Up to now Spain insists it is unaware of any U.S. spying.

Meanwhile, two senior German officials are in Washington for talks as part of Berlin's effort to get to the bottom of allegations that Chancellor Angela Merkel's cellphone was monitored by U.S. intelligence.

Merkel's spokesman Steffen Seibert said Wednesday that her foreign policy adviser, Christoph Heusgen, and government intelligence coordinator Guenter Heiss were in the U.S. capital for talks but wouldn't say whom they would meet. Seibert said that the heads of Germany's foreign and domestic intelligence agencies will also visit Washington "in the coming days" but didn't give more details.

Rajoy said National Intelligence Center chief Felix Sanz Roldan would address the issue in a behind-closed-doors session of Parliament's official secrets commission. He did not say when Roldan would appear.

Quizzed Tuesday over whether Spain helped the NSA with its spying, Sanz Roldan would only say that he was forbidden by law to comment on relations with other intelligence services but insisted that Spain's agency always acts within the law.

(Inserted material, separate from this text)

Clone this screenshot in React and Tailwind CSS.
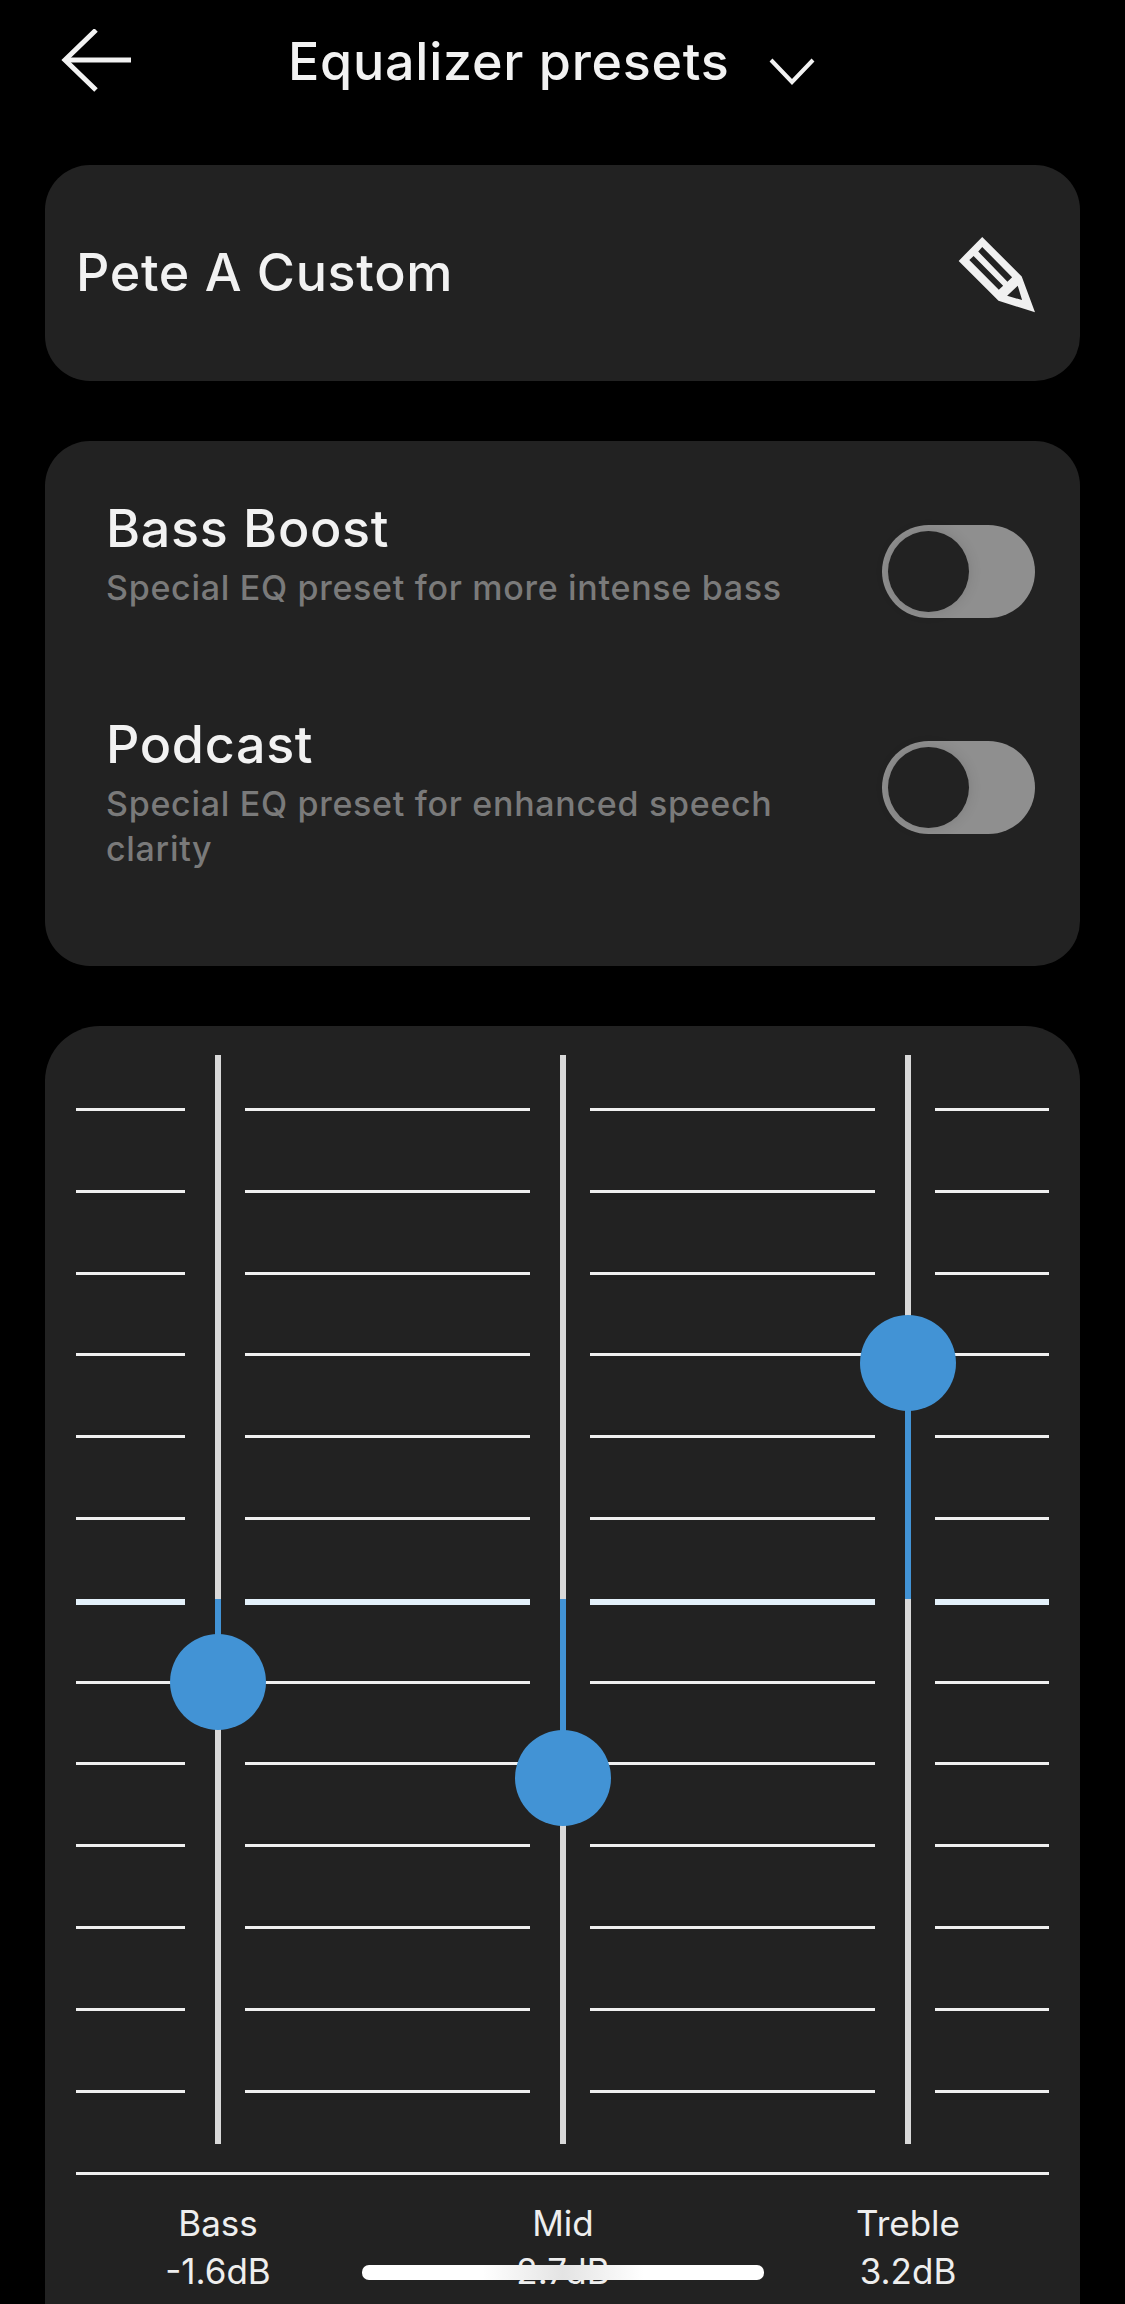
const ticks = Array.from({ length: 13 }, (_, i) => i);

const sliders = [
  { name: 'Bass', value: '-1.6dB', track: 'left-[139px]', thumb: 'left-[94px] top-[608px]', fill: 'left-[139px] top-[573px] h-[60px]' },
  { name: 'Mid', value: '2.7dB', track: 'left-[484px]', thumb: 'left-[439px] top-[704px]', fill: 'left-[484px] top-[573px] h-[160px]' },
  { name: 'Treble', value: '3.2dB', track: 'left-[829px]', thumb: 'left-[784px] top-[289px]', fill: 'left-[829px] top-[337px] h-[236px]' },
];

const Toggle = () => (
  <div className="flex h-[93px] w-[153px] shrink-0 items-center rounded-full bg-[#8f8f8f] pl-[6px]">
    <div className="h-[81px] w-[81px] rounded-full bg-[#222222] shadow-[0_0_14px_rgba(0,0,0,0.12)]" />
  </div>
);

const Preset = ({ title, children, className }) => (
  <div className={`flex items-start justify-between ${className}`}>
    <div className="w-[700px]">
      <div className="text-[52px] leading-[60px] font-medium tracking-[0.7px] text-[#f2f2f2]">{title}</div>
      <div className="mt-[6px] text-[34px] leading-[45px] font-medium tracking-[0.7px] text-[#7a7a7a]">{children}</div>
    </div>
    <div className="mt-[26px]"><Toggle /></div>
  </div>
);

export default function App() {
  return (
    <div className="relative h-[2304px] w-[1125px] overflow-hidden bg-black font-['Inter',sans-serif]">
      {/* Header */}
      <div className="flex h-[165px] items-start pt-[27px]">
        <svg className="ml-[61px] mt-[2px] shrink-0" width="72" height="64" viewBox="0 0 72 64" fill="none" stroke="#f2f2f2" strokeWidth="5">
          <path d="M35 1 L4 31 L35 61" />
          <path d="M4 31 H70" />
        </svg>
        <div className="ml-[155px] mt-[5px] text-[52px] leading-[60px] font-medium tracking-[0.75px] text-[#f2f2f2]">Equalizer presets</div>
        <svg className="ml-[39px] mt-[31px] shrink-0" width="46" height="27" viewBox="0 0 46 27" fill="none" stroke="#f2f2f2" strokeWidth="4">
          <path d="M2 2 L23 24 L44 2" />
        </svg>
      </div>

      {/* Name card */}
      <div className="mx-[45px] flex h-[216px] items-center justify-between rounded-[45px] bg-[#222222] pl-[31px] pr-[44px]">
        <div className="text-[52px] font-medium tracking-[0.7px] text-[#f2f2f2]">Pete A Custom</div>
        <svg width="78" height="77" viewBox="170 100 235 232" className="mt-[2px]">
          <path
            fill="#f0f0f0"
            fillRule="evenodd"
            d="M243 103 L362 222 L402 330 L292 295 L172 175 Z M243 133 L231 147 L319 238 L333 224 Z M217 160 L204 172 L293 262 L306 250 Z M350 250 L318 280 L363 293 Z"
          />
        </svg>
      </div>

      {/* Presets card */}
      <div className="mx-[45px] mt-[60px] h-[525px] rounded-[45px] bg-[#222222] pl-[61px] pr-[45px] pt-[58px]">
        <Preset title="Bass Boost">Special EQ preset for more intense bass</Preset>
        <Preset title="Podcast" className="mt-[97px]">Special EQ preset for enhanced speech clarity</Preset>
      </div>

      {/* Equalizer card */}
      <div className="mx-[45px] mt-[60px] h-[1300px] rounded-t-[55px] bg-[#222222] px-[31px]">
        <div className="relative h-[1118px] pt-[82px]">
          {ticks.map((i) => (
            <div key={i} className="flex h-[81.8px] justify-between">
              <div className={`w-[109px] ${i === 6 ? 'h-[6px] bg-[#e4f1fa]' : 'h-[3px] bg-[#f0f0f0]'}`} />
              <div className={`w-[285px] ${i === 6 ? 'h-[6px] bg-[#e4f1fa]' : 'h-[3px] bg-[#f0f0f0]'}`} />
              <div className={`w-[285px] ${i === 6 ? 'h-[6px] bg-[#e4f1fa]' : 'h-[3px] bg-[#f0f0f0]'}`} />
              <div className={`w-[114px] ${i === 6 ? 'h-[6px] bg-[#e4f1fa]' : 'h-[3px] bg-[#f0f0f0]'}`} />
            </div>
          ))}
          {sliders.map((s) => (
            <div key={s.name}>
              <div className={`absolute top-[29px] h-[1089px] w-[6px] bg-[#d9d9d9] ${s.track}`} />
              <div className={`absolute w-[6px] bg-[#4293d5] ${s.fill}`} />
              <div className={`absolute h-[96px] w-[96px] rounded-full bg-[#4293d5] ${s.thumb}`} />
            </div>
          ))}
        </div>
        <div className="mt-[28px] h-[3px] bg-[#f0f0f0]" />
        <div className="mt-[24px] flex text-center text-[35px] leading-[48px] text-[#eeeeee]">
          <div className="ml-[42px] w-[200px]"><div>Bass</div><div>-1.6dB</div></div>
          <div className="ml-[145px] w-[200px]"><div>Mid</div><div>2.7dB</div></div>
          <div className="ml-[145px] w-[200px]"><div>Treble</div><div>3.2dB</div></div>
        </div>
      </div>

      {/* Home indicator */}
      <div className="absolute left-[362px] top-[2265px] h-[15px] w-[402px] rounded-[7px] bg-[linear-gradient(90deg,#ffffff_30%,#e4e4e4_50%,#ffffff_70%)]" />
    </div>
  );
}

Allegations of massive U.S. spying of its allies took a new turn on Monday when Spain's El Mundo newspaper published a document it claimed showed the NSA tracked more than 60 million phone calls in Spain in one month alone.

The report appeared the same day as the U.S. ambassador to Spain was summoned by the Foreign Ministry and told of Spain's concern.

The newspaper said the document was one those leaked by former NSA contractor Edward Snowden, who is wanted by the United States but has been granted asylum in Russia.

The paper published a photo of two Snowden documents Wednesday which it claimed showed that Spain and other countries cooperated with the NSA in its surveillance.

In Parliament on Wednesday, opposition deputies called on Rajoy to press the U.S. for explanations and to clarify if Spain helped the NSA and whether he personally had any part in it.